From here, the case will follow a familiar path. Judge Watson’s ruling, of course, would be appealed to the Ninth Circuit Court of Appeals, where is likely faces a difficult future. While it’s unlikely that this order will draw the same panel as the initial order did, the fact of the matter is that the Ninth Circuit is still predominantly made up of Judges appointed by Democratic Judges. Thus, the odds are that the panel that the case draws will be a skeptical one at best, especially given the guidance of the ruling by the previous panel which, while not necessarily binding precedent, the court’s ruling in that case will most assuredly stand as persuasive authority for the panel that hears the newest appeal. The Maryland case, meanwhile, would be appealed to the Fourth Circuit Court of Appeals.
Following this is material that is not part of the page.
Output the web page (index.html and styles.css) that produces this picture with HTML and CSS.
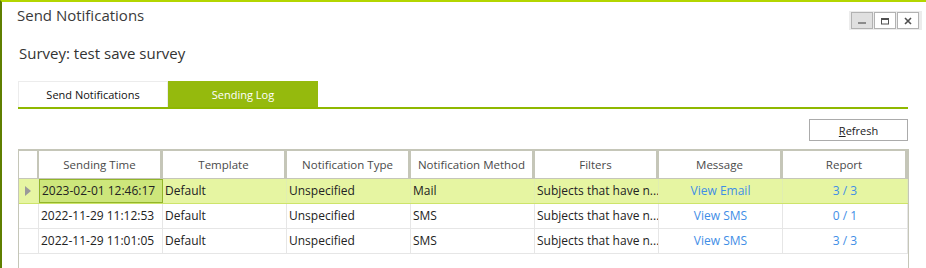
FILE: index.html
```html
<!DOCTYPE html>
<html lang="en">
<head>
  <meta charset="UTF-8">
  <title>Send Notifications</title>
  <link rel="stylesheet" href="styles.css">
</head>
<body>
  <div class="window">
    <div class="titlebar">
      <div class="title">Send Notifications</div>
      <div class="winbtns">
        <span class="winbtn min"><svg width="8" height="8" viewBox="0 0 8 8"><rect x="0" y="5" width="8" height="2" fill="#8c8c8c"/></svg></span>
        <span class="winbtn"><svg width="8" height="8" viewBox="0 0 8 8"><rect x="0.5" y="1.5" width="7" height="5.5" fill="none" stroke="#505050"/><rect x="0" y="1" width="8" height="2" fill="#505050"/></svg></span>
        <span class="winbtn"><svg width="8" height="8" viewBox="0 0 8 8"><path d="M1 1 L7 7 M7 1 L1 7" stroke="#505050" stroke-width="1.6"/></svg></span>
      </div>
    </div>
    <div class="survey">Survey: test save survey</div>
    <div class="tabs">
      <div class="tab">Send Notifications</div>
      <div class="tab active">Sending Log</div>
    </div>
    <div class="toolbar">
      <button class="btn"><u>R</u>efresh</button>
    </div>
    <div class="grid">
      <div class="row head">
        <div class="cell"></div>
        <div class="cell">Sending Time</div>
        <div class="cell">Template</div>
        <div class="cell">Notification Type</div>
        <div class="cell">Notification Method</div>
        <div class="cell">Filters</div>
        <div class="cell">Message</div>
        <div class="cell">Report</div>
      </div>
      <div class="row selected">
        <div class="cell marker"><span class="arrow"></span></div>
        <div class="cell current">2023-02-01 12:46:17</div>
        <div class="cell">Default</div>
        <div class="cell">Unspecified</div>
        <div class="cell">Mail</div>
        <div class="cell">Subjects that have n...</div>
        <div class="cell link">View Email</div>
        <div class="cell link">3 / 3</div>
      </div>
      <div class="row">
        <div class="cell marker"></div>
        <div class="cell">2022-11-29 11:12:53</div>
        <div class="cell">Default</div>
        <div class="cell">Unspecified</div>
        <div class="cell">SMS</div>
        <div class="cell">Subjects that have n...</div>
        <div class="cell link">View SMS</div>
        <div class="cell link">0 / 1</div>
      </div>
      <div class="row">
        <div class="cell marker"></div>
        <div class="cell">2022-11-29 11:01:05</div>
        <div class="cell">Default</div>
        <div class="cell">Unspecified</div>
        <div class="cell">SMS</div>
        <div class="cell">Subjects that have n...</div>
        <div class="cell link">View SMS</div>
        <div class="cell link">3 / 3</div>
      </div>
    </div>
  </div>
</body>
</html>
```

FILE: styles.css
```css
* {
  margin: 0;
  padding: 0;
  box-sizing: border-box;
}
body {
  width: 926px;
  height: 268px;
  overflow: hidden;
  background: #fff;
  font-family: "Open Sans", "Noto Sans", sans-serif;
  color: #222;
}
.window {
  height: 268px;
  border-top: 2px solid #b4d600;
  border-left: 2px solid #5f7f00;
  padding-left: 16px;
}
.titlebar {
  display: flex;
  justify-content: space-between;
  align-items: flex-start;
}
.title {
  margin-top: 2px;
  margin-left: -1px;
  font-size: 15px;
  line-height: 22px;
  color: #3a3a3a;
}
.winbtns {
  display: flex;
  gap: 1px;
  margin-top: 9px;
  margin-right: 4px;
  padding: 1px 3px 1px 2px;
  background: #ececec;
}
.winbtn {
  display: flex;
  align-items: center;
  justify-content: center;
  width: 22px;
  height: 17px;
  border: 1px solid #b2b2b2;
  background: #fff;
}
.winbtn.min {
  background: #e0e0e0;
}
.survey {
  margin-top: 12px;
  margin-left: 1px;
  font-size: 15px;
  line-height: 22px;
  color: #333;
}
.tabs {
  display: flex;
  margin-top: 17px;
  width: 890px;
  border-bottom: 2px solid #8fb800;
}
.tab {
  width: 150px;
  height: 26px;
  line-height: 26px;
  text-align: center;
  font-size: 11px;
  color: #111;
  border: 1px solid #ececec;
  border-bottom: none;
}
.tab.active {
  background: #95ba0d;
  border-color: #95ba0d;
  color: #fff;
}
.toolbar {
  display: flex;
  justify-content: flex-end;
  width: 890px;
  margin-top: 10px;
}
.btn {
  width: 99px;
  height: 22px;
  border: 1px solid #ababab;
  background: #fff;
  font-family: inherit;
  font-size: 11px;
  color: #222;
}
.grid {
  margin-top: 8px;
  width: 891px;
  height: 130px;
  border: 1px solid #c5c6b8;
  border-top-width: 2px;
}
.row {
  display: grid;
  grid-template-columns: 20px repeat(6, 124px) 125px;
  height: 25px;
  border-bottom: 1px solid #e6e6e6;
}
.cell {
  border-right: 1px solid #e6e6e6;
  font-size: 12px;
  line-height: 24px;
  padding-left: 2px;
  white-space: nowrap;
  overflow: hidden;
}
.head {
  height: 28px;
  background: #c5c6b8;
  border-bottom: none;
  padding-bottom: 1px;
}
.head .cell {
  background: #fff;
  border-right: 3px solid #c5c6b8;
  text-align: center;
  color: #4a4a4a;
  font-size: 11.5px;
  line-height: 27px;
  padding-left: 0;
}
.head .cell:first-child {
  border-right-width: 2px;
}
.selected {
  background: #e6f5a2;
  border-bottom-color: #cde46a;
}
.selected .cell {
  border-right-color: #e0eeb0;
}
.selected .current {
  background: #cde67b;
  border: 1px solid #92b52a;
  line-height: 22px;
}
.marker {
  display: flex;
  align-items: center;
  padding-left: 6px;
}
.arrow {
  width: 0;
  height: 0;
  border-top: 5px solid transparent;
  border-bottom: 5px solid transparent;
  border-left: 6px solid #9a9a9a;
}
.link {
  text-align: center;
  color: #3f8ee6;
  padding-left: 0;
}
```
This court is a bit harder to read on issues like this, and the outcome is likely to depend heavily on the makeup of the panel that the case draws, but given the rulings that have come from this court in the past on immigration-related issues I would not be optimistic if I were with the Trump Administration. In any case, this all guarantees that the ban will remain on hold for the next several weeks at least, and perhaps appreciably longer, and that’s what really matters.